FAMOUS AS THE ONLY LIZARDS THAT SWIM IN THE OCEANS, marine iguanas (Amblyrhynchus cristatus) are found in only one place: the Galapagos Archipelago in the eastern Pacific off Ecuador.
There are also three species of non-swimming land iguanas in the Galapagos. All the iguanas in the Galapagos are believed to have descended from a common ancestor that made its way to the islands from South America on rafts of vegetation, with A. cristatus splitting off some 10.5 million years ago.
The marine iguanas are found on practically every island in the Galapagos that has a suitable rocky shoreline and access to the sandy areas needed for laying egg nests. Like all iguanas, they are herbaceous – they survive mainly on a diet of algae. In line with the Galapagos’ brand of island-specific evolution, different subspecies inhabit each island, the most apparent differences being in coloration.
While marine iguanas are renowned for being able to swim away from the coast, hold their breath and dive to depth to graze on algae on the sea bottom, only the larger, stronger males actually do so. Most often, they do dives that last for 10 to 15 minutes and reach depths of 30 feet. But they’ve been clocked at being underwater for as long as an hour, and going much deeper.
While the bigger males swim, the females and smaller males stick to land and work the intertidal zones to fulfill their daily herbaceous diet.
The result is two distinct behaviors; the off-shore swimmers bask in the sun until mid-day, when their bodies have warmed up sufficiently to endure the wave action and temperatures. The intertidal grazers are stuck with reacting to the ebb and flow of the tides.
We tend to see algae as green, fleshy, messy stuff that covers everything.

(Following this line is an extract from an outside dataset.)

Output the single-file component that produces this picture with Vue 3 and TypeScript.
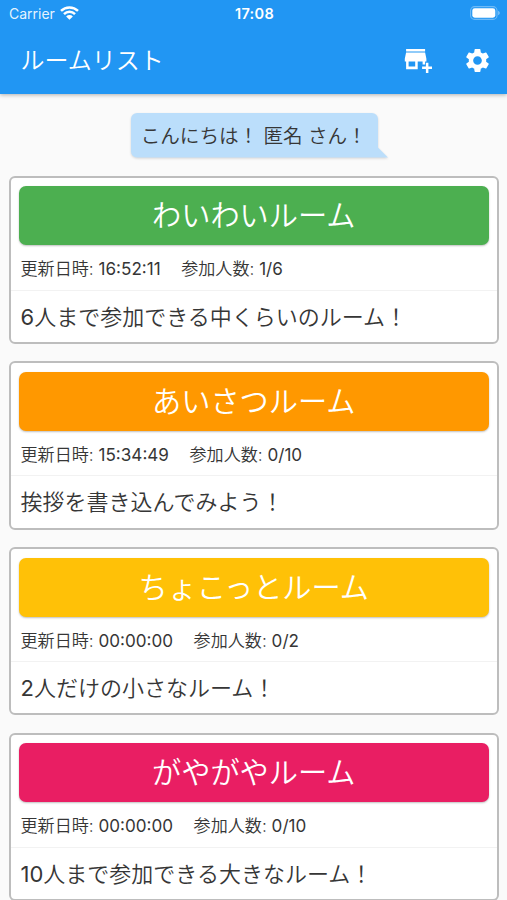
<script setup lang="ts">
interface Room {
  name: string
  color: string
  updated: string
  members: string
  limit?: number
  description: string
}

const userName = '匿名'

const rooms: Room[] = [
  { name: 'わいわいルーム', color: '#4caf50', updated: '16:52:11', members: '1/6', limit: 6, description: '人まで参加できる中くらいのルーム！' },
  { name: 'あいさつルーム', color: '#ff9800', updated: '15:34:49', members: '0/10', description: '挨拶を書き込んでみよう！' },
  { name: 'ちょこっとルーム', color: '#ffc107', updated: '00:00:00', members: '0/2', limit: 2, description: '人だけの小さなルーム！' },
  { name: 'がやがやルーム', color: '#e91e63', updated: '00:00:00', members: '0/10', limit: 10, description: '人まで参加できる大きなルーム！' },
]
</script>

<template>
  <div class="screen">
    <header class="app-bar">
      <div class="status">
        <div class="carrier">
          <span>Carrier</span>
          <svg class="wifi" viewBox="0 0 19 14" aria-hidden="true">
            <path d="M1 4.9a12.2 12.2 0 0 1 17 0M4 8.1a7.9 7.9 0 0 1 11 0" fill="none" stroke="#fff" stroke-width="2.5" />
            <path d="M9.5 13.8 6.1 10.4a4.9 4.9 0 0 1 6.8 0z" fill="#fff" />
          </svg>
        </div>
        <span class="clock">17:08</span>
        <svg class="battery" viewBox="0 0 30 14" aria-hidden="true">
          <rect x=".6" y=".6" width="26.4" height="12.8" rx="4" fill="none" stroke="#fff" stroke-opacity=".35" stroke-width="1.1" />
          <rect x="2.3" y="2.3" width="23" height="9.4" rx="2.4" fill="#fff" />
          <path d="M28.2 4.8c2 .9 2 3.5 0 4.4z" fill="#fff" fill-opacity=".45" />
        </svg>
      </div>
      <div class="toolbar">
        <h1>ルームリスト</h1>
        <button class="action" aria-label="add room">
          <svg viewBox="0 0 28 26" aria-hidden="true">
            <path d="M2.1 2.1h19v2.5H2.1zM2.1 5.6h19l1.3 6.2v2.6h-1.3v3.1h-2.5v-3.1h-4.9v7.9H2.1v-7.9H.8v-2.6zM4.6 14.4v5h6.6v-5z" fill="#fff" fill-rule="evenodd" />
            <path d="M21.9 15.8h2.5v3.7h3.6V22h-3.6v3.9h-2.5V22h-3.8v-2.5h3.8z" fill="#fff" />
          </svg>
        </button>
        <button class="action gear" aria-label="settings">
          <svg viewBox="0 0 24 24" aria-hidden="true">
            <path d="M19.14 12.94c.04-.3.06-.61.06-.94 0-.32-.02-.64-.07-.94l2.03-1.58a.49.49 0 0 0 .12-.61l-1.92-3.32a.488.488 0 0 0-.59-.22l-2.39.96c-.5-.38-1.03-.7-1.62-.94l-.36-2.54a.484.484 0 0 0-.48-.41h-3.84c-.24 0-.43.17-.47.41l-.36 2.54c-.59.24-1.13.57-1.62.94l-2.39-.96c-.22-.08-.47 0-.59.22L2.74 8.87c-.12.21-.08.47.12.61l2.03 1.58c-.05.3-.09.63-.09.94s.02.64.07.94l-2.03 1.58a.49.49 0 0 0-.12.61l1.92 3.32c.12.22.37.29.59.22l2.39-.96c.5.38 1.03.7 1.62.94l.36 2.54c.05.24.24.41.48.41h3.84c.24 0 .44-.17.47-.41l.36-2.54c.59-.24 1.13-.56 1.62-.94l2.39.96c.22.08.47 0 .59-.22l1.92-3.32c.12-.22.07-.47-.12-.61l-2.01-1.58zM12 15.6c-1.98 0-3.6-1.62-3.6-3.6s1.62-3.6 3.6-3.6 3.6 1.62 3.6 3.6-1.62 3.6-3.6 3.6z" fill="#fff" />
          </svg>
        </button>
      </div>
    </header>

    <main>
      <div class="greeting">
        <svg class="bubble" viewBox="0 0 258 45" aria-hidden="true">
          <path d="M6 0H241a6 6 0 0 1 6 6V34.5L257 44.5H6a6 6 0 0 1-6-6V6a6 6 0 0 1 6-6z" fill="#bbdefb" />
        </svg>
        <span class="hello">こんにちは！ {{ userName }} さん！</span>
      </div>

      <section class="rooms">
        <article v-for="room in rooms" :key="room.name" class="card">
          <h2 class="banner" :style="{ backgroundColor: room.color }">{{ room.name }}</h2>
          <div class="info">
            <span>更新日時: <span class="value">{{ room.updated }}</span></span>
            <span>参加人数: <span class="value">{{ room.members }}</span></span>
          </div>
          <p class="description"><span v-if="room.limit" class="value">{{ room.limit }}</span>{{ room.description }}</p>
        </article>
      </section>
    </main>
  </div>
</template>

<style>
body {
  margin: 0;
  overflow: hidden;
}
</style>

<style scoped>
.screen {
  box-sizing: border-box;
  height: 900px;
  overflow: hidden;
  display: flex;
  flex-direction: column;
  background: #fafafa;
  color: #363636;
  font-family: Inter, "Noto Sans CJK JP", sans-serif;
  font-weight: 350;
}

.app-bar {
  flex: none;
  height: 94px;
  background: #2196f3;
  color: #fff;
  box-shadow: 0 1px 4px rgba(0, 0, 0, 0.3);
}

.status {
  display: grid;
  grid-template-columns: 1fr auto 1fr;
  align-items: center;
  height: 27px;
  padding: 0 7px 0 9px;
  font-size: 14px;
  font-weight: 400;
}

.carrier {
  display: flex;
  align-items: center;
  gap: 5.5px;
  color: rgba(255, 255, 255, 0.9);
}

.wifi {
  width: 19px;
  height: 14px;
  margin-top: -2px;
}

.clock {
  font-weight: 600;
  font-size: 14.5px;
  letter-spacing: 0.3px;
}

.battery {
  justify-self: end;
  width: 30px;
  height: 14px;
  margin-top: -1px;
}

.toolbar {
  display: flex;
  align-items: center;
  height: 66px;
  padding: 0 15px 0 20.5px;
}

h1 {
  flex: 1;
  margin: 0;
  padding-top: 1px;
  font-size: 24px;
  line-height: 36px;
  font-weight: 350;
}

.action {
  display: flex;
  padding: 0;
  border: 0;
  background: none;
}

.action svg {
  width: 28px;
  height: 26px;
}

.gear {
  margin-left: 31px;
}

.gear svg {
  width: 29px;
  height: 29px;
}

main {
  display: flex;
  flex-direction: column;
  padding: 19px 8.5px 0 9px;
}

.greeting {
  align-self: center;
  display: grid;
  width: 258px;
  height: 45px;
  margin-left: 12px;
}

.greeting > * {
  grid-area: 1 / 1;
}

.bubble {
  width: 258px;
  height: 45px;
  filter: drop-shadow(0 1px 1px rgba(0, 0, 0, 0.15));
}

.hello {
  z-index: 1;
  padding-left: 10px;
  font-size: 19.6px;
  line-height: 46px;
  letter-spacing: -0.05px;
  white-space: pre;
}

.rooms {
  display: flex;
  flex-direction: column;
  gap: 17.2px;
  padding-top: 17.5px;
}

.card {
  box-sizing: border-box;
  height: 168.5px;
  border: 2px solid #bdbdbd;
  border-radius: 6px;
  background: #fff;
}

.banner {
  height: 59px;
  margin: 8.7px 8px 0;
  border-radius: 7px;
  box-shadow: 0 1px 2px rgba(0, 0, 0, 0.25);
  color: #fff;
  font-size: 29.2px;
  line-height: 60px;
  font-weight: 350;
  text-align: center;
}

.info {
  display: flex;
  gap: 20.5px;
  height: 44.5px;
  padding-left: 9.5px;
  border-bottom: 1px solid #f2f2f2;
  font-size: 17.1px;
  line-height: 47px;
  white-space: pre;
}

.value {
  font-weight: 400;
}

.description {
  margin: 0;
  padding-left: 9.5px;
  font-size: 22px;
  line-height: 52px;
  white-space: nowrap;
}
</style>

Marine iguanas don’t eat that. They actually eat varieties of short red or green algae – less than one centimeter high – that aren’t readily obvious to our eyes.
As opposed to land iguanas, A. cristatus has evolved short, blunt noses useful for grazing on this rock-based algae. Basically, their legs are useless in the water and they swim with their flattened tails, like a fish. On the on the other hand, their feet have sharp claws, useful for climbing on rocks.
Since the salt in saltwater can be toxic, Galapagos marine iguanas have evolved a special gland connected to the nostrils that allows them to expel salt from their bodies by “sneezing.” The faces of both male and females can appear lighter in color – from encrustation by this salt.
Guarding their large harems against rivals during mating season, large males often bob their heads as threatening gestures or fight with each other. A “fight” consists of two males putting their heads against each other and pushing.
After mating, females find suitable nesting spots in sandy areas, dig a burrow and lay one to four eggs, which take several months to hatch. They guard them for several days to make sure other females don’t try to use the space for their own nests and then abandon them. Hatchlings resemble miniature adults. A hatchling that makes it into adulthood can live 50 years or more.
Galapagos iguanas don’t have many natural predators in the water but on land are preyed on by snakes and birds. On many of the islands they are seriously threatened by introduced mammals, including rats, feral cats and dogs. Breeding and invader-control programs have succeeded in restoring populations on several islands but overall the problem is not considered resolved.
PRINCIPAL SOURCES: Galapagos, A Natural History, Michael H. Jackson, University of Calgary Press; “Iguanas and Lizards,” Galapagos Conservatory;“Marine Iguanas,” Cornell University.